Print the listing as it stands, omitting all images.

···

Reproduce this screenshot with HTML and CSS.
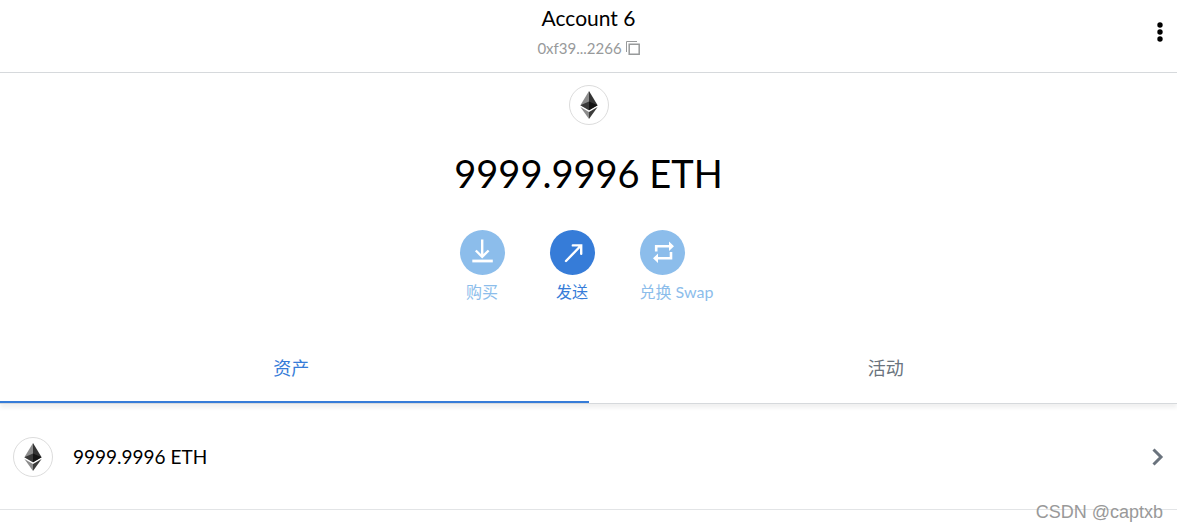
FILE: index.html
```
<!DOCTYPE html>
<html lang="zh-CN">
    <head>
        <meta charset="UTF-8" />
        <meta name="viewport" content="width=device-width, initial-scale=1.0" />
        <title>Account 6</title>
        <link rel="stylesheet" href="styles.css">
    </head>
    <body>
        <svg class="sprite" aria-hidden="true">
            <symbol id="eth" viewBox="0 0 18 28">
                <path fill="#343434" d="M9 0l8.6 14.2L9 19.2z" />
                <path fill="#8c8c8c" d="M9 0L.4 14.2 9 19.2z" />
                <path fill="#141414" d="M9 10.4l8.6 3.8L9 19.2z" />
                <path fill="#393939" d="M9 10.4L.4 14.2 9 19.2z" />
                <path fill="#3c3c3b" d="M9 20.9l8.6-5L9 28z" />
                <path fill="#8c8c8c" d="M9 20.9l-8.6-5L9 28z" />
            </symbol>
        </svg>
        <header class="menu-bar">
            <div class="account">
                <h1 class="account-name">Account 6</h1>
                <button class="address" type="button">
                    0xf39...2266
                    <svg width="14" height="14" viewBox="0 0 14 14" fill="none" stroke="#989a9b">
                        <path d="M.5 11V.5H11" />
                        <path stroke-width="1.5" d="M3.2 3.2h10v10h-10z" />
                    </svg>
                </button>
            </div>
            <button class="options" type="button" aria-label="选项">
                <svg width="6" height="20" viewBox="0 0 6 20">
                    <circle cx="3" cy="3" r="2.7" />
                    <circle cx="3" cy="10" r="2.7" />
                    <circle cx="3" cy="17" r="2.7" />
                </svg>
            </button>
        </header>
        <main>
            <section class="overview">
                <span class="token"><svg width="18" height="28"><use href="#eth" /></svg></span>
                <p class="balance">9999.9996 ETH</p>
                <div class="actions">
                    <button class="action" type="button" disabled>
                        <span class="circle">
                            <svg width="45" height="45" viewBox="0 0 45 45" fill="none" stroke="#fff" stroke-width="2.4">
                                <path d="M22.2 9.5v17M15.8 20.5l6.4 6.3 6.4-6.3" />
                                <path stroke-width="2.8" d="M12.3 31h20.5" />
                            </svg>
                        </span>
                        <span>购买</span>
                    </button>
                    <button class="action" type="button">
                        <span class="circle">
                            <svg width="45" height="45" viewBox="0 0 45 45" fill="none" stroke="#fff" stroke-width="2.4" stroke-linecap="round">
                                <path d="M16 31l15-15.5M22.8 15.4h8.4v8.3" />
                            </svg>
                        </span>
                        <span>发送</span>
                    </button>
                    <button class="action wide" type="button" disabled>
                        <span class="circle">
                            <svg width="45" height="45" viewBox="0 0 45 45" fill="none" stroke="#fff" stroke-width="2.6">
                                <path d="M16.2 21.500v-5.200h14M31 22v6.300h-14" />
                                <path fill="#fff" stroke="none" d="M29 11.6l5 4.700-5 4.700zM18 23.600l-5 4.700 5 4.700z" />
                            </svg>
                        </span>
                        <span>兑换 Swap</span>
                    </button>
                </div>
            </section>
            <nav class="tabs">
                <button class="tab active" type="button">资产</button>
                <button class="tab" type="button">活动</button>
            </nav>
            <button class="asset" type="button">
                <span class="token"><svg width="18" height="28"><use href="#eth" /></svg></span>
                <span class="amount">9999.9996 ETH</span>
                <svg width="12" height="18" viewBox="0 0 12 18" fill="none" stroke="#6a737d" stroke-width="3">
                    <path d="M1.5 1.5L9 9l-7.5 7.5" />
                </svg>
            </button>
        </main>
        <span class="watermark">CSDN @captxb</span>
    </body>
</html>
```
FILE: styles.css
```
* {
    margin: 0;
    padding: 0;
    box-sizing: border-box;
}

body {
    min-height: 100vh;
    background: #fff;
    color: #000;
    font-family: Lato, "Noto Sans CJK SC", sans-serif;
    font-size: 16px;
}

button {
    border: 0;
    background: none;
    color: inherit;
    font: inherit;
    cursor: pointer;
}

svg {
    display: block;
}

.sprite {
    display: none;
}

.menu-bar {
    display: grid;
    grid-template-columns: 1fr auto 1fr;
    padding: 6px 14px 14px;
    border-bottom: 1px solid #d6d9dc;
}

.account {
    grid-column: 2;
    display: flex;
    flex-direction: column;
    align-items: center;
    gap: 8px;
}

.account-name {
    font-size: 21px;
    font-weight: 400;
    line-height: 24px;
}

.address {
    display: flex;
    align-items: center;
    gap: 4px;
    color: #989a9b;
    font-size: 15px;
    line-height: 20px;
}

.options {
    justify-self: end;
    align-self: center;
}

.overview {
    display: flex;
    flex-direction: column;
    align-items: center;
    padding-top: 12px;
}

.token {
    display: grid;
    place-items: center;
    width: 40px;
    height: 40px;
    border: 1px solid #dcdcdc;
    border-radius: 50%;
}

.balance {
    margin: 22px 0 31px;
    font-size: 38px;
    line-height: 52px;
}

.actions {
    display: flex;
    gap: 45px;
}

.action {
    display: flex;
    flex-direction: column;
    align-items: center;
    gap: 5px;
    color: #367cd8;
    line-height: 24px;

    &:disabled {
        color: #8cbdeb;
        cursor: default;
    }

    &.wide {
        align-items: flex-start;
        min-width: 78px;
    }
}

.circle {
    width: 45px;
    height: 45px;
    border-radius: 50%;
    background: #367cd8;

    .action:disabled & {
        background: #8cbdeb;
    }
}

.tabs {
    display: flex;
    margin-top: 29px;
    border-bottom: 1px solid #d6d9dc;
    box-shadow: 0 4px 4px rgba(0, 0, 0, 0.06);
}

.tab {
    flex: 1;
    padding: 22px 8px 20px 14px;
    border-bottom: 2px solid transparent;
    color: #6a737d;
    font-size: 18px;
    line-height: 26px;

    &.active {
        padding-right: 14px;
        padding-left: 8px;
        border-color: #367cd8;
        color: #367cd8;
    }
}

.asset {
    display: flex;
    align-items: center;
    width: 100%;
    padding: 33px 13px 32px;
    border-bottom: 1px solid #e2e4e6;
}

.amount {
    flex: 1;
    padding-left: 20px;
    font-size: 19px;
    line-height: 24px;
    text-align: left;
}

.watermark {
    position: absolute;
    right: 14px;
    bottom: 8px;
    color: #999;
    font-family: "Liberation Sans", sans-serif;
    font-size: 18px;
    line-height: 24px;
}
```
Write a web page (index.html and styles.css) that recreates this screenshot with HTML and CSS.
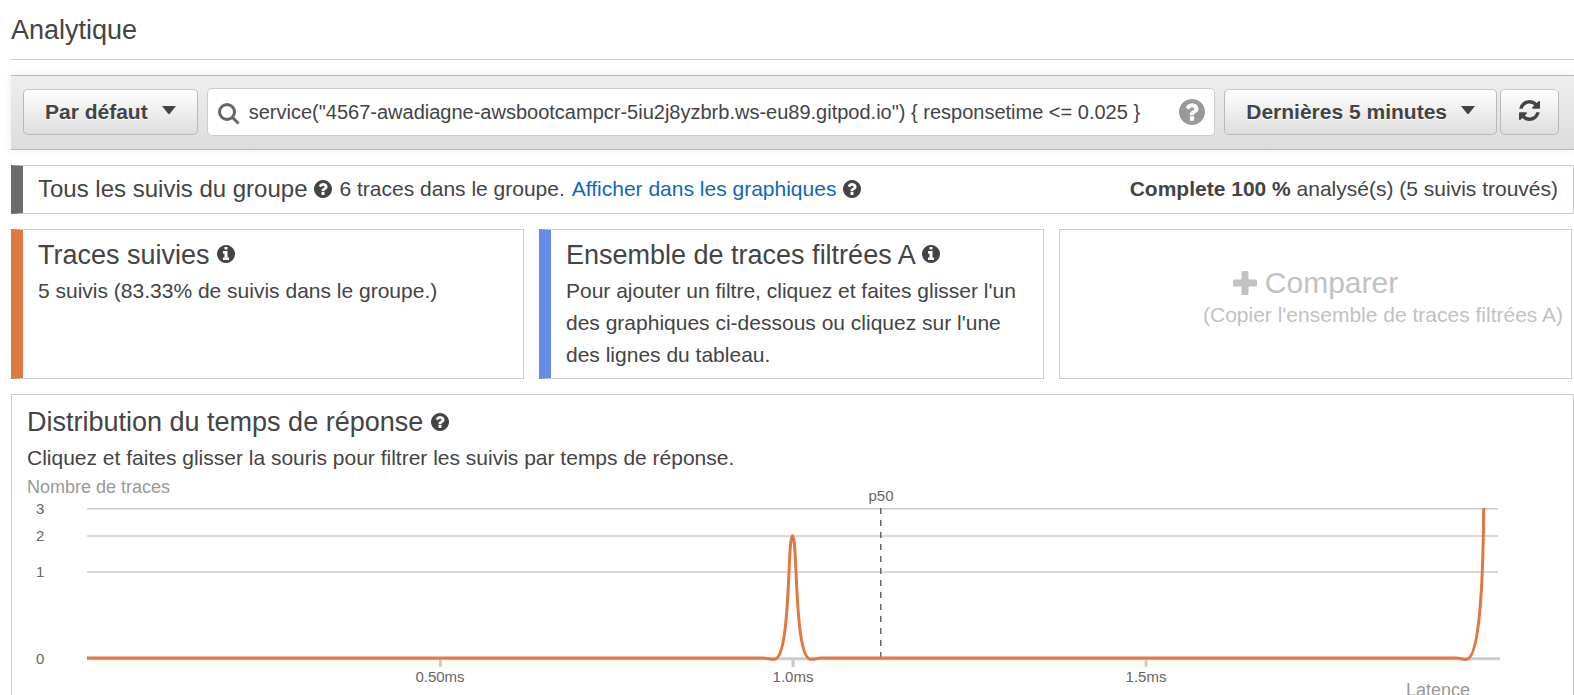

···

TASK ANSWER:
Reproduce this screenshot with HTML and CSS.
FILE: index.html
```
<!DOCTYPE html>
<html lang="zh-CN">
    <head>
        <meta charset="UTF-8" />
        <meta name="viewport" content="width=device-width, initial-scale=1.0" />
        <title>Account 6</title>
        <link rel="stylesheet" href="styles.css">
    </head>
    <body>
        <svg class="sprite" aria-hidden="true">
            <symbol id="eth" viewBox="0 0 18 28">
                <path fill="#343434" d="M9 0l8.6 14.2L9 19.2z" />
                <path fill="#8c8c8c" d="M9 0L.4 14.2 9 19.2z" />
                <path fill="#141414" d="M9 10.4l8.6 3.8L9 19.2z" />
                <path fill="#393939" d="M9 10.4L.4 14.2 9 19.2z" />
                <path fill="#3c3c3b" d="M9 20.9l8.6-5L9 28z" />
                <path fill="#8c8c8c" d="M9 20.9l-8.6-5L9 28z" />
            </symbol>
        </svg>
        <header class="menu-bar">
            <div class="account">
                <h1 class="account-name">Account 6</h1>
                <button class="address" type="button">
                    0xf39...2266
                    <svg width="14" height="14" viewBox="0 0 14 14" fill="none" stroke="#989a9b">
                        <path d="M.5 11V.5H11" />
                        <path stroke-width="1.5" d="M3.2 3.2h10v10h-10z" />
                    </svg>
                </button>
            </div>
            <button class="options" type="button" aria-label="选项">
                <svg width="6" height="20" viewBox="0 0 6 20">
                    <circle cx="3" cy="3" r="2.7" />
                    <circle cx="3" cy="10" r="2.7" />
                    <circle cx="3" cy="17" r="2.7" />
                </svg>
            </button>
        </header>
        <main>
            <section class="overview">
                <span class="token"><svg width="18" height="28"><use href="#eth" /></svg></span>
                <p class="balance">9999.9996 ETH</p>
                <div class="actions">
                    <button class="action" type="button" disabled>
                        <span class="circle">
                            <svg width="45" height="45" viewBox="0 0 45 45" fill="none" stroke="#fff" stroke-width="2.4">
                                <path d="M22.2 9.5v17M15.8 20.5l6.4 6.3 6.4-6.3" />
                                <path stroke-width="2.8" d="M12.3 31h20.5" />
                            </svg>
                        </span>
                        <span>购买</span>
                    </button>
                    <button class="action" type="button">
                        <span class="circle">
                            <svg width="45" height="45" viewBox="0 0 45 45" fill="none" stroke="#fff" stroke-width="2.4" stroke-linecap="round">
                                <path d="M16 31l15-15.5M22.8 15.4h8.4v8.3" />
                            </svg>
                        </span>
                        <span>发送</span>
                    </button>
                    <button class="action wide" type="button" disabled>
                        <span class="circle">
                            <svg width="45" height="45" viewBox="0 0 45 45" fill="none" stroke="#fff" stroke-width="2.6">
                                <path d="M16.2 21.500v-5.200h14M31 22v6.300h-14" />
                                <path fill="#fff" stroke="none" d="M29 11.6l5 4.700-5 4.700zM18 23.600l-5 4.700 5 4.700z" />
                            </svg>
                        </span>
                        <span>兑换 Swap</span>
                    </button>
                </div>
            </section>
            <nav class="tabs">
                <button class="tab active" type="button">资产</button>
                <button class="tab" type="button">活动</button>
            </nav>
            <button class="asset" type="button">
                <span class="token"><svg width="18" height="28"><use href="#eth" /></svg></span>
                <span class="amount">9999.9996 ETH</span>
                <svg width="12" height="18" viewBox="0 0 12 18" fill="none" stroke="#6a737d" stroke-width="3">
                    <path d="M1.5 1.5L9 9l-7.5 7.5" />
                </svg>
            </button>
        </main>
        <span class="watermark">CSDN @captxb</span>
    </body>
</html>
```
FILE: styles.css
```
* {
    margin: 0;
    padding: 0;
    box-sizing: border-box;
}

body {
    min-height: 100vh;
    background: #fff;
    color: #000;
    font-family: Lato, "Noto Sans CJK SC", sans-serif;
    font-size: 16px;
}

button {
    border: 0;
    background: none;
    color: inherit;
    font: inherit;
    cursor: pointer;
}

svg {
    display: block;
}

.sprite {
    display: none;
}

.menu-bar {
    display: grid;
    grid-template-columns: 1fr auto 1fr;
    padding: 6px 14px 14px;
    border-bottom: 1px solid #d6d9dc;
}

.account {
    grid-column: 2;
    display: flex;
    flex-direction: column;
    align-items: center;
    gap: 8px;
}

.account-name {
    font-size: 21px;
    font-weight: 400;
    line-height: 24px;
}

.address {
    display: flex;
    align-items: center;
    gap: 4px;
    color: #989a9b;
    font-size: 15px;
    line-height: 20px;
}

.options {
    justify-self: end;
    align-self: center;
}

.overview {
    display: flex;
    flex-direction: column;
    align-items: center;
    padding-top: 12px;
}

.token {
    display: grid;
    place-items: center;
    width: 40px;
    height: 40px;
    border: 1px solid #dcdcdc;
    border-radius: 50%;
}

.balance {
    margin: 22px 0 31px;
    font-size: 38px;
    line-height: 52px;
}

.actions {
    display: flex;
    gap: 45px;
}

.action {
    display: flex;
    flex-direction: column;
    align-items: center;
    gap: 5px;
    color: #367cd8;
    line-height: 24px;

    &:disabled {
        color: #8cbdeb;
        cursor: default;
    }

    &.wide {
        align-items: flex-start;
        min-width: 78px;
    }
}

.circle {
    width: 45px;
    height: 45px;
    border-radius: 50%;
    background: #367cd8;

    .action:disabled & {
        background: #8cbdeb;
    }
}

.tabs {
    display: flex;
    margin-top: 29px;
    border-bottom: 1px solid #d6d9dc;
    box-shadow: 0 4px 4px rgba(0, 0, 0, 0.06);
}

.tab {
    flex: 1;
    padding: 22px 8px 20px 14px;
    border-bottom: 2px solid transparent;
    color: #6a737d;
    font-size: 18px;
    line-height: 26px;

    &.active {
        padding-right: 14px;
        padding-left: 8px;
        border-color: #367cd8;
        color: #367cd8;
    }
}

.asset {
    display: flex;
    align-items: center;
    width: 100%;
    padding: 33px 13px 32px;
    border-bottom: 1px solid #e2e4e6;
}

.amount {
    flex: 1;
    padding-left: 20px;
    font-size: 19px;
    line-height: 24px;
    text-align: left;
}

.watermark {
    position: absolute;
    right: 14px;
    bottom: 8px;
    color: #999;
    font-family: "Liberation Sans", sans-serif;
    font-size: 18px;
    line-height: 24px;
}
```
Write a web page (index.html and styles.css) that recreates this screenshot with HTML and CSS.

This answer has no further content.